Pour paraphraser
un pêcheur à la truite fameux je dirai que je fouille parce que j’aime
fouiller ; parce que j’aime ces moments de découverte et d’excitation
intellectuelle intense même s’ils sont précédés de longues phases de
préparation et parfois suivis inévitablement de moments de déception, vite
oubliés car suivis de nouveaux espoirs. J’aime les lieux splendides où nous
sommes passés et les personnages que nous y avons rencontré. J’aime suivre
Vassili au soleil couchant lorsqu’il m’entraine vers l’une de ses nouvelles
découvertes, une tombe, il en est certain, extraordinaire, à fouiller dès
l’aube, dans quelques heures. J’aime arriver sur un plateau et y découvrir
surplombant une rivière, un tombeau médiéval, une fosse, un lieu d’autrefois.

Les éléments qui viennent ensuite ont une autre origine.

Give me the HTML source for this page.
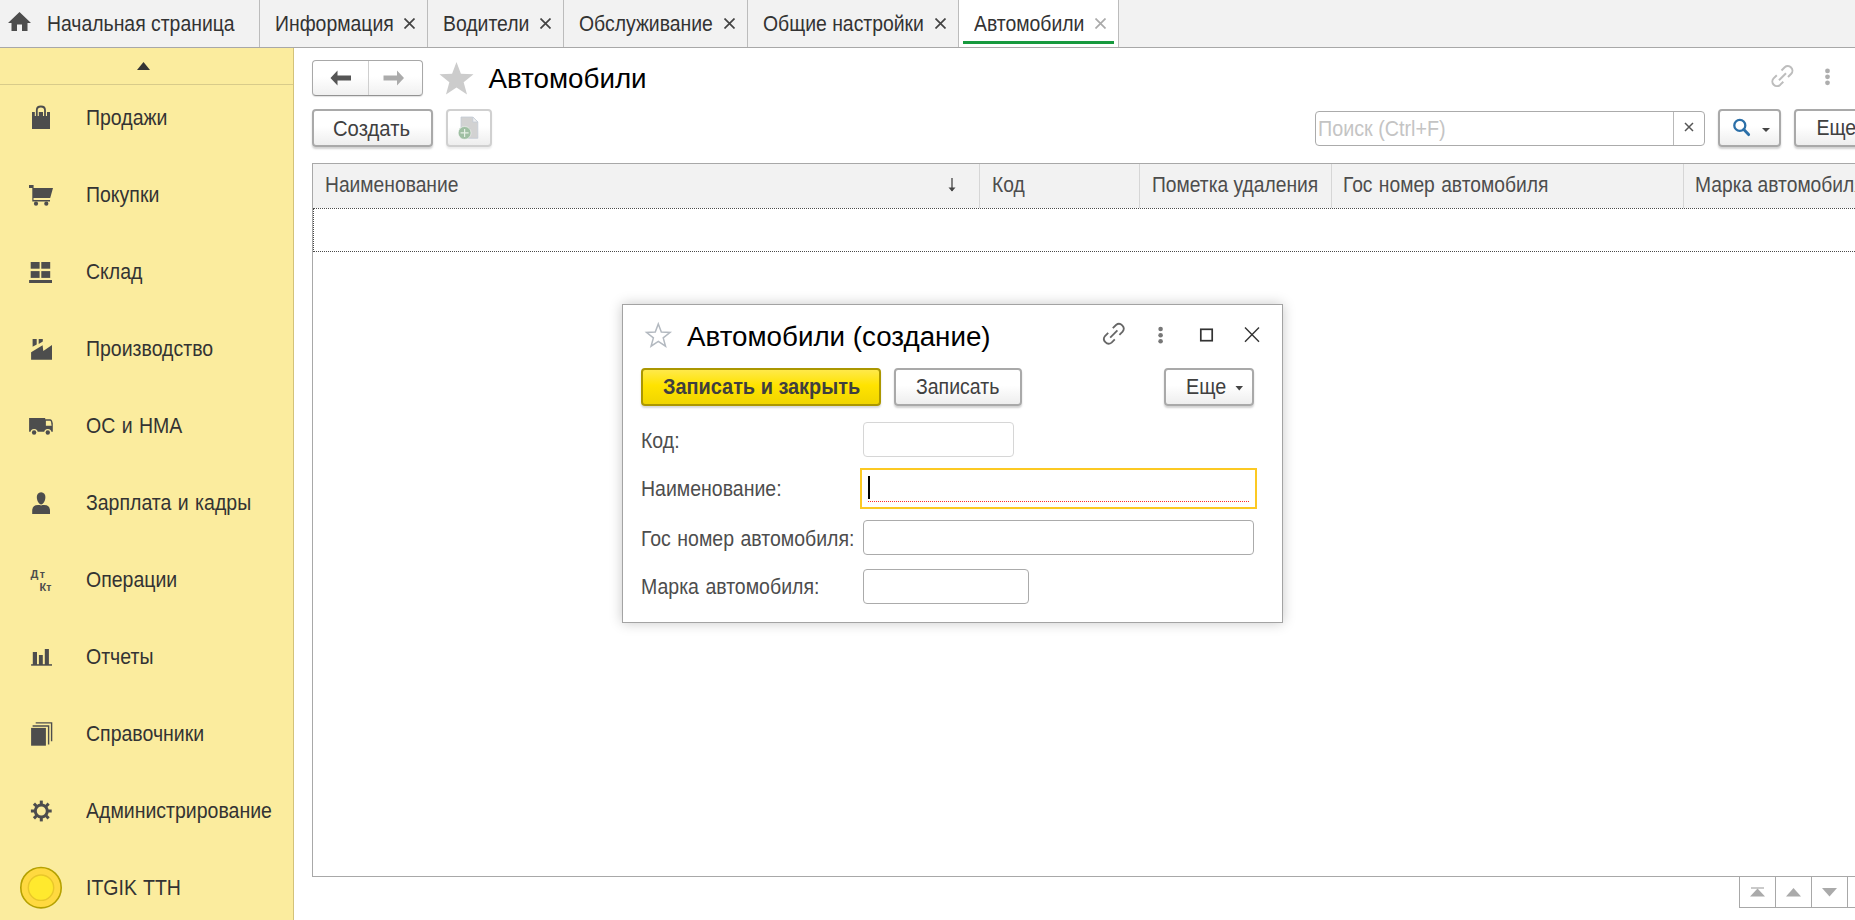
<!DOCTYPE html>
<html><head><meta charset="utf-8">
<style>
*{box-sizing:border-box;margin:0;padding:0}
html,body{width:1855px;height:920px;overflow:hidden;background:#fff;font-family:"Liberation Sans",sans-serif;color:#333}
.a{position:absolute}
.t{position:absolute;white-space:nowrap;line-height:1;transform:scaleY(1.1);transform-origin:0 84.6%}
#tabs{position:absolute;left:0;top:0;width:1855px;height:48px;background:#f2f2f2;border-bottom:1px solid #a8a8a8}
.sep{position:absolute;top:0;width:1px;height:47px;background:#bcbcbc}
.tabx{position:absolute;top:18px;width:11px;height:11px}
#side{position:absolute;left:0;top:48px;width:294px;height:872px;background:#fbec9e;border-right:1px solid #d3c27a}
.si{position:absolute;left:86px;font-size:19.5px;color:#333;word-spacing:1px}
.th{font-size:19.25px;color:#4d4d4d}
.lb{left:641px;font-size:19.5px;word-spacing:1px;color:#4d4d4d}
.btn{position:absolute;border:2px solid #a9a9a9;border-radius:4px;background:linear-gradient(#fff 0%,#fff 45%,#eeeeee 100%);box-shadow:0 2px 2px rgba(0,0,0,.18)}
</style></head>
<body>
<!-- TAB BAR -->
<div id="tabs">
  <svg class="a" style="left:8px;top:12px" width="23" height="19" viewBox="0 0 23 19"><path d="M11.5 0 L23 11 L19.5 11 L19.5 19 L14 19 L14 12.5 L9 12.5 L9 19 L3.5 19 L3.5 11 L0 11 Z" fill="#4d4d4d"/></svg>
  <div class="t" style="left:47px;top:15px;font-size:19.4px">Начальная страница</div>
  <div class="sep" style="left:259px"></div>
  <div class="t" style="left:275px;top:15px;font-size:19.4px">Информация</div>
  <svg class="tabx" style="left:404px"><path d="M0.5 0.5 L10.5 10.5 M10.5 0.5 L0.5 10.5" stroke="#444" stroke-width="1.7"/></svg>
  <div class="sep" style="left:427px"></div>
  <div class="t" style="left:443px;top:15px;font-size:19.4px">Водители</div>
  <svg class="tabx" style="left:540px"><path d="M0.5 0.5 L10.5 10.5 M10.5 0.5 L0.5 10.5" stroke="#444" stroke-width="1.7"/></svg>
  <div class="sep" style="left:563px"></div>
  <div class="t" style="left:579px;top:15px;font-size:19.4px">Обслуживание</div>
  <svg class="tabx" style="left:724px"><path d="M0.5 0.5 L10.5 10.5 M10.5 0.5 L0.5 10.5" stroke="#444" stroke-width="1.7"/></svg>
  <div class="sep" style="left:747px"></div>
  <div class="t" style="left:763px;top:15px;font-size:19.4px">Общие настройки</div>
  <svg class="tabx" style="left:935px"><path d="M0.5 0.5 L10.5 10.5 M10.5 0.5 L0.5 10.5" stroke="#444" stroke-width="1.7"/></svg>
  <div class="sep" style="left:958px"></div>
  <div class="a" style="left:959px;top:0;width:159px;height:47px;background:#fff"></div>
  <div class="a" style="left:963px;top:41px;width:151px;height:3px;background:#179a3e"></div>
  <div class="t" style="left:974px;top:15px;font-size:19.4px">Автомобили</div>
  <svg class="tabx" style="left:1095px"><path d="M0.5 0.5 L10.5 10.5 M10.5 0.5 L0.5 10.5" stroke="#aaa" stroke-width="1.7"/></svg>
  <div class="sep" style="left:1118px"></div>
</div>

<!-- SIDEBAR -->
<div id="side"></div>
<div class="a" style="left:0;top:84px;width:293px;height:1px;background:#d8cb8a"></div>
<svg class="a" style="left:0;top:0" width="294" height="920">
 <g fill="#4d4d4d">
  <path d="M137 70 L143.5 62 L150 70 Z" fill="#333"/>
  <!-- bag -->
  <rect x="32" y="112" width="18" height="17"/>
  <path d="M36.8 116 V110 Q36.8 106.5 40.9 106.5 Q45 106.5 45 110 V116" fill="none" stroke="#fbec9e" stroke-width="4"/>
  <path d="M36.8 116 V110 Q36.8 106.5 40.9 106.5 Q45 106.5 45 110 V116" fill="none" stroke="#4d4d4d" stroke-width="1.8"/>
  <!-- cart -->
  <path d="M29 185 H33.6 V188 H53 L50.2 198 H33.5 V200 H50 V201.5 H32.3 V188 H29 Z"/>
  <circle cx="36" cy="203.7" r="2.1"/><circle cx="46.3" cy="203.7" r="2.1"/>
  <!-- warehouse -->
  <rect x="30.7" y="262" width="8.9" height="6.7"/><rect x="41.3" y="262" width="8.9" height="6.7"/>
  <rect x="30.7" y="271.1" width="8.9" height="6.8"/><rect x="41.3" y="271.1" width="8.9" height="6.8"/>
  <rect x="29.1" y="280" width="22.9" height="3"/>
  <!-- factory -->
  <path d="M32.6 339 H36.7 V344.4 L32.6 346.8 Z"/>
  <path d="M38.7 339 H42.8 V341.6 L38.7 344 Z"/>
  <path d="M31.1 352.3 L42.6 345.3 L43.3 351 L52 344.9 V359.7 H31.1 Z"/>
  <!-- truck -->
  <path d="M29.1 418 H45.2 V419.3 H50.3 Q51.5 419.3 52.1 420.8 L52.8 423.3 V431.7 H29.1 Z"/>
  <path d="M45.9 420.8 H50 Q50.6 420.8 51 421.8 L51.6 425.8 H45.9 Z" fill="#fbec9e"/>
  <circle cx="34.1" cy="432.5" r="3.6" fill="#fbec9e"/><circle cx="47.8" cy="432.5" r="3.6" fill="#fbec9e"/>
  <circle cx="34.1" cy="432.5" r="2.2"/><circle cx="47.8" cy="432.5" r="2.2"/>
  <!-- person -->
  <path d="M32.2 514 V511 Q32.2 505 38 505 H44.2 Q50 505 50 511 V514 Z"/>
  <ellipse cx="41.1" cy="498.4" rx="5.3" ry="7" fill="#fbec9e"/>
  <path d="M41.1 492.3 C44 492.3 45.4 494.5 45.4 497 C45.4 500.5 43.3 504.5 41.1 504.5 C38.9 504.5 36.8 500.5 36.8 497 C36.8 494.5 38.2 492.3 41.1 492.3 Z"/>
  <!-- Dt Kt -->
  <text x="30.6" y="577.8" font-family="Liberation Sans" font-weight="bold" font-size="11">Д</text>
  <text x="39.8" y="577.8" font-family="Liberation Sans" font-weight="bold" font-size="10.5">т</text>
  <text x="39.6" y="591" font-family="Liberation Sans" font-weight="bold" font-size="11">К</text>
  <text x="46.2" y="591" font-family="Liberation Sans" font-weight="bold" font-size="10.5">т</text>
  <!-- reports -->
  <rect x="32.8" y="652" width="4.2" height="13"/><rect x="38.9" y="655" width="3.9" height="10"/><rect x="44.8" y="649" width="4.1" height="16"/>
  <rect x="31.1" y="664.2" width="20.9" height="1.5"/>
  <!-- catalogs -->
  <rect x="31.1" y="727.9" width="14.8" height="17.8"/>
  <path d="M32.6 726 H48.6 V744.4 M35.7 722.9 H51.6 V741.2" fill="none" stroke="#4d4d4d" stroke-width="1.4"/>
  <!-- gear -->
  <circle cx="41.3" cy="811" r="6" fill="none" stroke="#4d4d4d" stroke-width="3"/>
  <rect x="39.8" y="800.6" width="3" height="4" transform="rotate(0 41.3 811)"/><rect x="39.8" y="800.6" width="3" height="4" transform="rotate(45 41.3 811)"/><rect x="39.8" y="800.6" width="3" height="4" transform="rotate(90 41.3 811)"/><rect x="39.8" y="800.6" width="3" height="4" transform="rotate(135 41.3 811)"/><rect x="39.8" y="800.6" width="3" height="4" transform="rotate(180 41.3 811)"/><rect x="39.8" y="800.6" width="3" height="4" transform="rotate(225 41.3 811)"/><rect x="39.8" y="800.6" width="3" height="4" transform="rotate(270 41.3 811)"/><rect x="39.8" y="800.6" width="3" height="4" transform="rotate(315 41.3 811)"/>
 </g>
 <!-- ITGIK -->
 <circle cx="41" cy="887.7" r="20.2" fill="#ffd940" stroke="#b5a100" stroke-width="1.6"/>
 <circle cx="41" cy="887.7" r="12.7" fill="#ffe92e" stroke="#e9c72a" stroke-width="1.4"/>
</svg>
<div class="t si" style="top:109px">Продажи</div>
<div class="t si" style="top:186px">Покупки</div>
<div class="t si" style="top:263px">Склад</div>
<div class="t si" style="top:340px">Производство</div>
<div class="t si" style="top:417px">ОС и НМА</div>
<div class="t si" style="top:494px">Зарплата и кадры</div>
<div class="t si" style="top:571px">Операции</div>
<div class="t si" style="top:648px">Отчеты</div>
<div class="t si" style="top:725px">Справочники</div>
<div class="t si" style="top:802px">Администрирование</div>
<div class="t si" style="top:879px">ITGIK TTH</div>

<!-- PAGE -->
<!-- nav group -->
<div class="a" style="left:312px;top:60px;width:111px;height:36px;border:1px solid #a8a8a8;border-bottom-color:#939393;border-radius:4px;background:linear-gradient(#fff 0%,#fff 45%,#f0f0f0 100%);box-shadow:0 1px 1px rgba(0,0,0,.12)"></div>
<div class="a" style="left:368px;top:61px;width:1px;height:34px;background:#cfcfcf"></div>
<svg class="a" style="left:0;top:0" width="1855" height="160">
  <path d="M330.5 78 L337.5 70.5 V75.6 H351 V80.4 H337.5 V85.5 Z" fill="#555"/>
  <path d="M404 78 L397 70.5 V75.6 H383.5 V80.4 H397 V85.5 Z" fill="#ababab"/>
  <path d="M456.50 62.00 L460.92 73.82 L473.52 74.37 L463.65 82.22 L467.02 94.38 L456.50 87.42 L445.98 94.38 L449.35 82.22 L439.48 74.37 L452.08 73.82 Z" fill="#cccccc"/>
  <!-- link icon -->
  <g fill="none" stroke="#bdbdbd" stroke-width="2" stroke-linecap="butt">
    <path d="M1781.5 70.5 L1784.7 67.3 A4.6 4.6 0 0 1 1791.2 73.8 L1788 77"/>
    <path d="M1776.8 75.2 L1773.6 78.4 A4.6 4.6 0 0 0 1780.1 84.9 L1783.3 81.7"/>
    <path d="M1779 80.2 L1786 73.2"/>
  </g>
  <circle cx="1827.5" cy="70.9" r="2.4" fill="#adadad"/><circle cx="1827.5" cy="76.8" r="2.4" fill="#adadad"/><circle cx="1827.5" cy="82.8" r="2.4" fill="#adadad"/>
</svg>
<div class="t" style="transform:none;left:488.5px;top:65px;font-size:27.75px;color:#000">Автомобили</div>

<!-- buttons row -->
<div class="btn" style="left:312px;top:109px;width:121px;height:38px"></div>
<div class="t" style="left:333px;top:119px;font-size:20.25px;color:#404040">Создать</div>
<div class="btn" style="left:446px;top:109px;width:46px;height:38px;border-color:#d0d0d0;box-shadow:0 2px 2px rgba(0,0,0,.08)"></div>
<svg class="a" style="left:455px;top:112px" width="30" height="32" viewBox="455 112 30 32">
  <path d="M461 117 H472.8 L477.8 122 V138.3 H461 Z" fill="#d2d2d2" stroke="#c4ccd6" stroke-width="0.8"/>
  <path d="M472.8 117 V122 H477.8 Z" fill="#f0f0f0" stroke="#c4ccd6" stroke-width="0.8"/>
  <circle cx="464.6" cy="132.9" r="6.4" fill="#9fbfa3" stroke="#fff" stroke-width="0.5"/>
  <path d="M464.6 128.9 V136.9 M460.6 132.9 H468.6" stroke="#e6f0e6" stroke-width="1.2"/>
</svg>

<!-- search -->
<div class="a" style="left:1315px;top:111px;width:390px;height:35px;border:1px solid #ababab;border-radius:4px;background:#fff"></div>
<div class="a" style="left:1673px;top:112px;width:1px;height:33px;background:#b9b9b9"></div>
<div class="t" style="left:1318px;top:119.5px;font-size:19.75px;color:#c4c4c4">Поиск (Ctrl+F)</div>
<svg class="a" style="left:1684px;top:122px" width="10" height="10"><path d="M1 1 L9 9 M9 1 L1 9" stroke="#555" stroke-width="1.5"/></svg>
<div class="btn" style="left:1718px;top:109px;width:63px;height:38px"></div>
<svg class="a" style="left:1728px;top:115px" width="48" height="28" viewBox="1728 115 48 28">
  <circle cx="1739.8" cy="125.4" r="5.5" fill="none" stroke="#2b6fa8" stroke-width="2.3"/>
  <path d="M1743.8 129.6 L1748.6 134.6" stroke="#2b6fa8" stroke-width="2.9" stroke-linecap="round"/>
  <path d="M1762 128 H1770 L1766 132 Z" fill="#444"/>
</svg>
<div class="btn" style="left:1794px;top:109px;width:80px;height:38px"></div>
<div class="t" style="left:1816.5px;top:119px;font-size:19.5px;color:#404040">Еще</div>

<!-- table -->
<div class="a" style="left:312px;top:163px;width:1560px;height:714px;border:1px solid #a8a8a8;background:#fff"></div>
<div class="a" style="left:313px;top:164px;width:1550px;height:44px;background:#f2f2f2"></div>
<div class="a" style="left:313px;top:208px;width:1550px;height:0;border-top:1px dotted #4a4a4a"></div>
<div class="a" style="left:313px;top:251px;width:1550px;height:0;border-top:1px dotted #4a4a4a"></div>
<div class="a" style="left:313px;top:208px;width:0;height:44px;border-left:1px dotted #4a4a4a"></div>
<div class="a" style="left:979px;top:164px;width:1px;height:44px;background:#d6d6d6"></div>
<div class="a" style="left:1139px;top:164px;width:1px;height:44px;background:#d6d6d6"></div>
<div class="a" style="left:1331px;top:164px;width:1px;height:44px;background:#d6d6d6"></div>
<div class="a" style="left:1683px;top:164px;width:1px;height:44px;background:#d6d6d6"></div>
<div class="t th" style="left:325px;top:176px">Наименование</div>
<svg class="a" style="left:946px;top:177px" width="12" height="16"><path d="M6 1 V14" stroke="#444" stroke-width="1.3"/><path d="M2.5 10.5 L6 14.5 L9.5 10.5 Z" fill="#444"/></svg>
<div class="t th" style="left:992px;top:176px">Код</div>
<div class="t th" style="left:1152px;top:176px">Пометка удаления</div>
<div class="t th" style="left:1343px;top:176px;word-spacing:1px">Гос номер автомобиля</div>
<div class="t th" style="left:1695px;top:176px">Марка автомобиля</div>

<!-- pagination -->
<div class="a" style="left:1739px;top:876px;width:120px;height:32px;border:1px solid #a8a8a8;background:#fff"></div>
<div class="a" style="left:1775px;top:876px;width:1px;height:32px;background:#a8a8a8"></div>
<div class="a" style="left:1811px;top:876px;width:1px;height:32px;background:#a8a8a8"></div>
<div class="a" style="left:1847px;top:876px;width:1px;height:32px;background:#a8a8a8"></div>
<svg class="a" style="left:1739px;top:876px" width="116" height="32" viewBox="1739 876 116 32">
  <rect x="1751" y="887.3" width="13" height="1.4" fill="#b4b4b4"/>
  <path d="M1757.5 888.6 L1765 896.6 H1750 Z" fill="#aaa"/>
  <path d="M1793.5 888 L1801 896.6 H1786 Z" fill="#aaa"/>
  <path d="M1822 888 H1837 L1829.5 896.6 Z" fill="#aaa"/>
</svg>

<!-- DIALOG -->
<div class="a" style="left:622px;top:304px;width:661px;height:319px;border:1px solid #a3a3a3;background:#fff;box-shadow:0 0 12px rgba(0,0,0,.22)"></div>
<svg class="a" style="left:622px;top:304px" width="661" height="60" viewBox="622 304 661 60">
  <path d="M658.30 324.00 L661.34 332.12 L670.00 332.50 L663.21 337.90 L665.53 346.25 L658.30 341.47 L651.07 346.25 L653.39 337.90 L646.60 332.50 L655.26 332.12 Z" fill="none" stroke="#b3b9c0" stroke-width="1.5" stroke-linejoin="miter"/>
  <g fill="none" stroke="#666" stroke-width="1.8">
    <path d="M1112.8 328.2 L1116 325 A4.7 4.7 0 0 1 1122.6 331.6 L1119.4 334.8"/>
    <path d="M1108.2 332.8 L1105 336 A4.7 4.7 0 0 0 1111.6 342.6 L1114.8 339.4"/>
    <path d="M1110.2 337.6 L1117.4 330.4"/>
  </g>
  <circle cx="1160.6" cy="329" r="2.3" fill="#777"/><circle cx="1160.6" cy="335.2" r="2.3" fill="#777"/><circle cx="1160.6" cy="341.3" r="2.3" fill="#777"/>
  <rect x="1200.8" y="329.3" width="11.4" height="11.4" fill="none" stroke="#333" stroke-width="1.7"/>
  <path d="M1245 327.6 L1259 341.8 M1259 327.6 L1245 341.8" stroke="#333" stroke-width="1.4"/>
</svg>
<div class="t" style="transform:none;left:687px;top:323px;font-size:27.75px;color:#000">Автомобили (создание)</div>

<div class="a" style="left:641px;top:368px;width:240px;height:38px;border:2px solid #ab9700;border-radius:4px;background:linear-gradient(#ffe94a 0%,#ffe300 45%,#f0d500 100%);box-shadow:0 2px 2px rgba(0,0,0,.15)"></div>
<div class="t" style="left:663px;top:378px;font-size:19.9px;font-weight:bold;color:#3f3f3f">Записать и закрыть</div>
<div class="btn" style="left:894px;top:368px;width:128px;height:38px"></div>
<div class="t" style="left:916px;top:378px;font-size:19.5px;color:#404040">Записать</div>
<div class="btn" style="left:1164px;top:368px;width:90px;height:38px"></div>
<div class="t" style="left:1186px;top:378px;font-size:19.75px;color:#404040">Еще</div>
<svg class="a" style="left:1234px;top:384px" width="10" height="8"><path d="M1.5 2 H9 L5.25 6.5 Z" fill="#444"/></svg>

<div class="t lb" style="top:431.5px">Код:</div>
<div class="t lb" style="top:480px">Наименование:</div>
<div class="t lb" style="top:529.5px">Гос номер автомобиля:</div>
<div class="t lb" style="top:578px">Марка автомобиля:</div>

<div class="a" style="left:863px;top:422px;width:151px;height:35px;border:1px solid #d6d6d6;border-radius:4px"></div>
<div class="a" style="left:860px;top:468px;width:397px;height:41px;border:2px solid #fcc923"></div>
<div class="a" style="left:868px;top:476px;width:2px;height:23px;background:#000"></div>
<div class="a" style="left:868px;top:501px;width:381px;height:0;border-top:1px dotted #ff2a2a"></div>
<div class="a" style="left:863px;top:520px;width:391px;height:35px;border:1px solid #ababab;border-radius:4px"></div>
<div class="a" style="left:863px;top:569px;width:166px;height:35px;border:1px solid #ababab;border-radius:4px"></div>
</body></html>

La fouille est pour moi une inépuisable source de joies et de connaissances et
à un moment ou tant d’entre nous perdent leur vie dans la mise au point de
théories bâties sur du déjà connu ou sur des hypothèses guères étayées, la
fouille renouvelle nos connaissances, notre vision du monde, du passé, de
l’environnement mais aussi des autres. Si la Sibérie, terre exotique pour nombre d’entre nous,
a été l’occasion de ce blog, la joie a toujours été la même, en Egypte avec
Béatrix, en Mongolie avec Pierre-Henry, mais aussi près de Carcassonne quand
Henri nous apprenait les bases de l’ostéologie et Jean Guilaine celles de
l’archéologie, sur le Larzac avec Rémi et l’ami Jean lorsque nous fouillions
une sépulture collective et trouvions des tumulus par dizaines, en milieu
urbain, à Montpellier lorsqu’avec Jean-Claude Hélas nous nous lancions dans la
fouille des cimetières médiévaux, à Toulouse lors de la fouille d’enfeus et
dans la vallée du Rhône lorsqu’avec Alain Beeching m’initiait aux fouilles
extensives lors de ce que l’on appelait encore « l’archéologie de
sauvetage ». Chaque terrain apporte ses joies, ses découvertes, ses
déceptions, ses à côtés qui constituent « le voyage ». Des histoires
de chamans m’ont été racontées en tous lieux mais je ne les ai saisies qu’en
Sibérie, à la tombée du jour lorsque celui qui les disait, sobre et sincère,
commençait par « la nuit dernière, j’ai entendu les tambours… ».
Quant à la bière, qui remplace si bien l’eau bouillie des petits lacs croupis,
elle restera, jusqu’au bout du chemin, délicieuse servie dans un gobelet en fer
émaillé à la lueur d’un feu de camps.